Records contained in a dataset
■ ■ ■ ■ ■ ■ ■

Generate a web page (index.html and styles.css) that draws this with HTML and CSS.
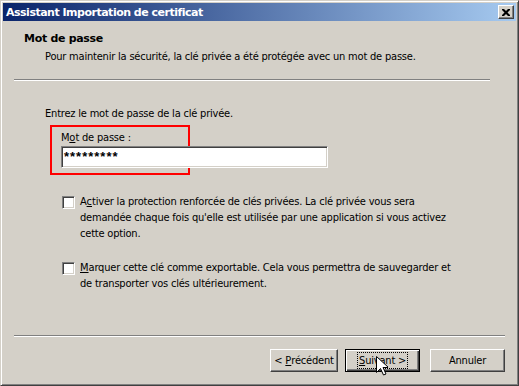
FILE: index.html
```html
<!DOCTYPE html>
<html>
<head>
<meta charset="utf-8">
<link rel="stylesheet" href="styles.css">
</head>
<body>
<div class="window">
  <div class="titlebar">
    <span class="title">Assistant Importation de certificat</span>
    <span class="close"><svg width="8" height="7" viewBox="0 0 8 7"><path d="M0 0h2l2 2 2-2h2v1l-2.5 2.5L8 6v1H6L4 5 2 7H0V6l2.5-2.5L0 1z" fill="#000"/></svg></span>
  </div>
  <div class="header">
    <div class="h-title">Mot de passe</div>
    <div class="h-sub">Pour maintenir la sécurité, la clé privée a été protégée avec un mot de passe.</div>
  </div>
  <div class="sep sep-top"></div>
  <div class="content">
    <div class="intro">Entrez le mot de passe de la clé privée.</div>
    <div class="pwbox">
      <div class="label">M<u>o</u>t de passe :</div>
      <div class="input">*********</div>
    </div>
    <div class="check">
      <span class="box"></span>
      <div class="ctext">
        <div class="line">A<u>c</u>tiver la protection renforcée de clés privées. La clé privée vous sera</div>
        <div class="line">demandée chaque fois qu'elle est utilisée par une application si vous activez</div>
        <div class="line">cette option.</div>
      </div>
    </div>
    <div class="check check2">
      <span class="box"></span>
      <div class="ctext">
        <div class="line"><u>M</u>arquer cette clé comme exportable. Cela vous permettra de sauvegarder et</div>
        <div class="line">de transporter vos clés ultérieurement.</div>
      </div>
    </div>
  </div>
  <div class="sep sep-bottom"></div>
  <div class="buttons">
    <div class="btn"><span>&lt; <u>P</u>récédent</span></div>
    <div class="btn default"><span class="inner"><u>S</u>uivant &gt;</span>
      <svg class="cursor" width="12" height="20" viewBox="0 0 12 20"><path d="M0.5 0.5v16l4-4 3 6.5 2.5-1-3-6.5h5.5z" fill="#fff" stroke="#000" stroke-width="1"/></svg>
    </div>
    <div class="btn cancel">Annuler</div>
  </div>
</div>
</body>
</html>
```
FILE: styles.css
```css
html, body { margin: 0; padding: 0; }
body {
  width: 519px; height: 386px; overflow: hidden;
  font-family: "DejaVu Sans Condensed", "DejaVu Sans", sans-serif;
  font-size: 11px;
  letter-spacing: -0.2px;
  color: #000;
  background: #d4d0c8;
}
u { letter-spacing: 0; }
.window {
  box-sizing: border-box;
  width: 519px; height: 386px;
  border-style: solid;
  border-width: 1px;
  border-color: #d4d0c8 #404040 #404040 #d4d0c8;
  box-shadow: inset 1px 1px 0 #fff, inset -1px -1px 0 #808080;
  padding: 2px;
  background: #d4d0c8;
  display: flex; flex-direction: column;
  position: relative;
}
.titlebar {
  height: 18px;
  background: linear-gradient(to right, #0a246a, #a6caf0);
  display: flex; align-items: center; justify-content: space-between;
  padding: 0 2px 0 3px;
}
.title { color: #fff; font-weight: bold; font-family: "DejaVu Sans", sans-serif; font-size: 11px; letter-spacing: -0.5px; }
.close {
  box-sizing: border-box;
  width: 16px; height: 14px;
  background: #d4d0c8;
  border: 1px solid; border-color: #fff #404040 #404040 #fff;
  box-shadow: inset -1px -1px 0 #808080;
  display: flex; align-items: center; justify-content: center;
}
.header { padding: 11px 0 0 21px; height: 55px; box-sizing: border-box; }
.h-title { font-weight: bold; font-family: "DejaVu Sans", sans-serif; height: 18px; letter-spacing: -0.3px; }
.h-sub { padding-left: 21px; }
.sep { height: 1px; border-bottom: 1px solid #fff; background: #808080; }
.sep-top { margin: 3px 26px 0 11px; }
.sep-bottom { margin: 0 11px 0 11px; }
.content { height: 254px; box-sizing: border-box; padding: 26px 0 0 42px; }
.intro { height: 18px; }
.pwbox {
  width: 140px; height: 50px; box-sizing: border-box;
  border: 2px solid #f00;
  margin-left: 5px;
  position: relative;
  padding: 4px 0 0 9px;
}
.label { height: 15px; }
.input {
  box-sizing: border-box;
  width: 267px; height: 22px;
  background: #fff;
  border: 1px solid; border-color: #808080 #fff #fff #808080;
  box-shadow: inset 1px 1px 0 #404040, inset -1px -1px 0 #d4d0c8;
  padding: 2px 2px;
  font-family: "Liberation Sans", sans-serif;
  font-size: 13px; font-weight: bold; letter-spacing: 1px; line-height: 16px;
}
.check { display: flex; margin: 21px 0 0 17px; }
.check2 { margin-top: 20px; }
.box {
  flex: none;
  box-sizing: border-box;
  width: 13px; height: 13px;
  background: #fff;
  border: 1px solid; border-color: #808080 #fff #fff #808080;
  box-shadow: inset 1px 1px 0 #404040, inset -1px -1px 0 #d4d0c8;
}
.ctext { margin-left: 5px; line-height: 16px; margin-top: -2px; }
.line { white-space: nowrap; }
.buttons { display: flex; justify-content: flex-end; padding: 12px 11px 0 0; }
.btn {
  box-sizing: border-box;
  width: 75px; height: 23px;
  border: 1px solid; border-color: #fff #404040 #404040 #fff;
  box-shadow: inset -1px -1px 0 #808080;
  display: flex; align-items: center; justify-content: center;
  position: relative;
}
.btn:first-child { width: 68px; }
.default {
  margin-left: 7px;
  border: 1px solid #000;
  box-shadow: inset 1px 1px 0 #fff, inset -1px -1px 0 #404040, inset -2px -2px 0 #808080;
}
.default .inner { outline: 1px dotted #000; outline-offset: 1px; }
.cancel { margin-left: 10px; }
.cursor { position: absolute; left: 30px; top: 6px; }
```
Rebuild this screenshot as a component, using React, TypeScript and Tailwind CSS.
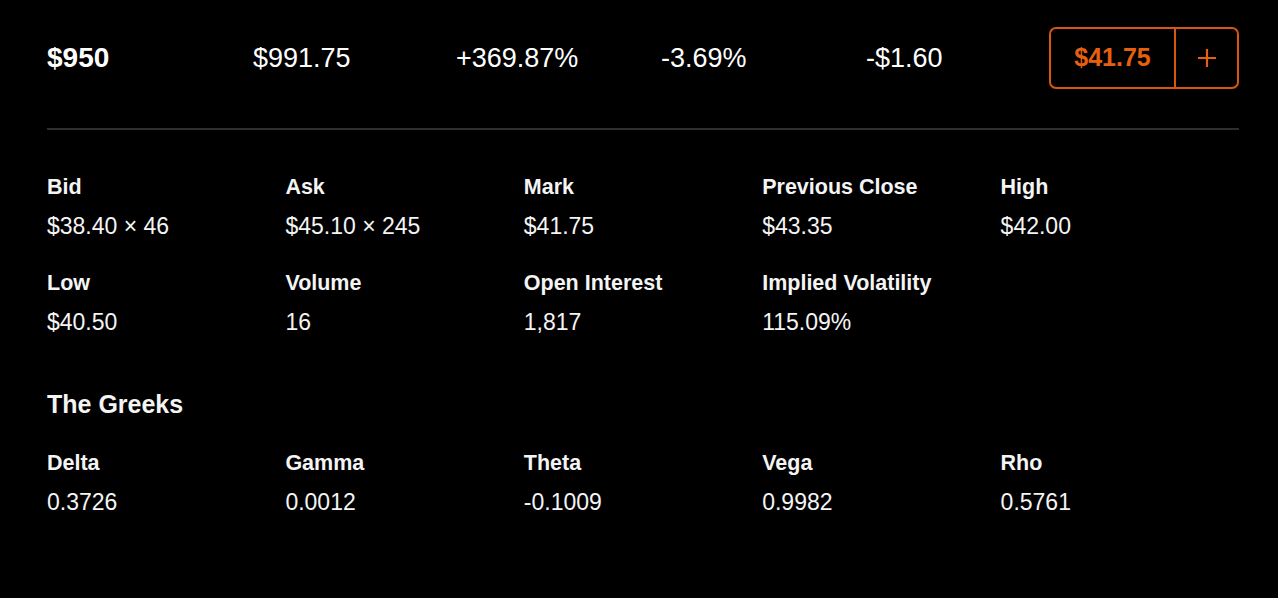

■ ■ ■ ■ ■ ■ ■

__What you should do__. Excluding the pictures, reproduce every entry exactly as given.

__Right answer__.
Generate a web page (index.html and styles.css) that draws this with HTML and CSS.
FILE: index.html
```html
<!DOCTYPE html>
<html>
<head>
<meta charset="utf-8">
<link rel="stylesheet" href="styles.css">
</head>
<body>
<div class="window">
  <div class="titlebar">
    <span class="title">Assistant Importation de certificat</span>
    <span class="close"><svg width="8" height="7" viewBox="0 0 8 7"><path d="M0 0h2l2 2 2-2h2v1l-2.5 2.5L8 6v1H6L4 5 2 7H0V6l2.5-2.5L0 1z" fill="#000"/></svg></span>
  </div>
  <div class="header">
    <div class="h-title">Mot de passe</div>
    <div class="h-sub">Pour maintenir la sécurité, la clé privée a été protégée avec un mot de passe.</div>
  </div>
  <div class="sep sep-top"></div>
  <div class="content">
    <div class="intro">Entrez le mot de passe de la clé privée.</div>
    <div class="pwbox">
      <div class="label">M<u>o</u>t de passe :</div>
      <div class="input">*********</div>
    </div>
    <div class="check">
      <span class="box"></span>
      <div class="ctext">
        <div class="line">A<u>c</u>tiver la protection renforcée de clés privées. La clé privée vous sera</div>
        <div class="line">demandée chaque fois qu'elle est utilisée par une application si vous activez</div>
        <div class="line">cette option.</div>
      </div>
    </div>
    <div class="check check2">
      <span class="box"></span>
      <div class="ctext">
        <div class="line"><u>M</u>arquer cette clé comme exportable. Cela vous permettra de sauvegarder et</div>
        <div class="line">de transporter vos clés ultérieurement.</div>
      </div>
    </div>
  </div>
  <div class="sep sep-bottom"></div>
  <div class="buttons">
    <div class="btn"><span>&lt; <u>P</u>récédent</span></div>
    <div class="btn default"><span class="inner"><u>S</u>uivant &gt;</span>
      <svg class="cursor" width="12" height="20" viewBox="0 0 12 20"><path d="M0.5 0.5v16l4-4 3 6.5 2.5-1-3-6.5h5.5z" fill="#fff" stroke="#000" stroke-width="1"/></svg>
    </div>
    <div class="btn cancel">Annuler</div>
  </div>
</div>
</body>
</html>
```
FILE: styles.css
```css
html, body { margin: 0; padding: 0; }
body {
  width: 519px; height: 386px; overflow: hidden;
  font-family: "DejaVu Sans Condensed", "DejaVu Sans", sans-serif;
  font-size: 11px;
  letter-spacing: -0.2px;
  color: #000;
  background: #d4d0c8;
}
u { letter-spacing: 0; }
.window {
  box-sizing: border-box;
  width: 519px; height: 386px;
  border-style: solid;
  border-width: 1px;
  border-color: #d4d0c8 #404040 #404040 #d4d0c8;
  box-shadow: inset 1px 1px 0 #fff, inset -1px -1px 0 #808080;
  padding: 2px;
  background: #d4d0c8;
  display: flex; flex-direction: column;
  position: relative;
}
.titlebar {
  height: 18px;
  background: linear-gradient(to right, #0a246a, #a6caf0);
  display: flex; align-items: center; justify-content: space-between;
  padding: 0 2px 0 3px;
}
.title { color: #fff; font-weight: bold; font-family: "DejaVu Sans", sans-serif; font-size: 11px; letter-spacing: -0.5px; }
.close {
  box-sizing: border-box;
  width: 16px; height: 14px;
  background: #d4d0c8;
  border: 1px solid; border-color: #fff #404040 #404040 #fff;
  box-shadow: inset -1px -1px 0 #808080;
  display: flex; align-items: center; justify-content: center;
}
.header { padding: 11px 0 0 21px; height: 55px; box-sizing: border-box; }
.h-title { font-weight: bold; font-family: "DejaVu Sans", sans-serif; height: 18px; letter-spacing: -0.3px; }
.h-sub { padding-left: 21px; }
.sep { height: 1px; border-bottom: 1px solid #fff; background: #808080; }
.sep-top { margin: 3px 26px 0 11px; }
.sep-bottom { margin: 0 11px 0 11px; }
.content { height: 254px; box-sizing: border-box; padding: 26px 0 0 42px; }
.intro { height: 18px; }
.pwbox {
  width: 140px; height: 50px; box-sizing: border-box;
  border: 2px solid #f00;
  margin-left: 5px;
  position: relative;
  padding: 4px 0 0 9px;
}
.label { height: 15px; }
.input {
  box-sizing: border-box;
  width: 267px; height: 22px;
  background: #fff;
  border: 1px solid; border-color: #808080 #fff #fff #808080;
  box-shadow: inset 1px 1px 0 #404040, inset -1px -1px 0 #d4d0c8;
  padding: 2px 2px;
  font-family: "Liberation Sans", sans-serif;
  font-size: 13px; font-weight: bold; letter-spacing: 1px; line-height: 16px;
}
.check { display: flex; margin: 21px 0 0 17px; }
.check2 { margin-top: 20px; }
.box {
  flex: none;
  box-sizing: border-box;
  width: 13px; height: 13px;
  background: #fff;
  border: 1px solid; border-color: #808080 #fff #fff #808080;
  box-shadow: inset 1px 1px 0 #404040, inset -1px -1px 0 #d4d0c8;
}
.ctext { margin-left: 5px; line-height: 16px; margin-top: -2px; }
.line { white-space: nowrap; }
.buttons { display: flex; justify-content: flex-end; padding: 12px 11px 0 0; }
.btn {
  box-sizing: border-box;
  width: 75px; height: 23px;
  border: 1px solid; border-color: #fff #404040 #404040 #fff;
  box-shadow: inset -1px -1px 0 #808080;
  display: flex; align-items: center; justify-content: center;
  position: relative;
}
.btn:first-child { width: 68px; }
.default {
  margin-left: 7px;
  border: 1px solid #000;
  box-shadow: inset 1px 1px 0 #fff, inset -1px -1px 0 #404040, inset -2px -2px 0 #808080;
}
.default .inner { outline: 1px dotted #000; outline-offset: 1px; }
.cancel { margin-left: 10px; }
.cursor { position: absolute; left: 30px; top: 6px; }
```
Rebuild this screenshot as a component, using React, TypeScript and Tailwind CSS.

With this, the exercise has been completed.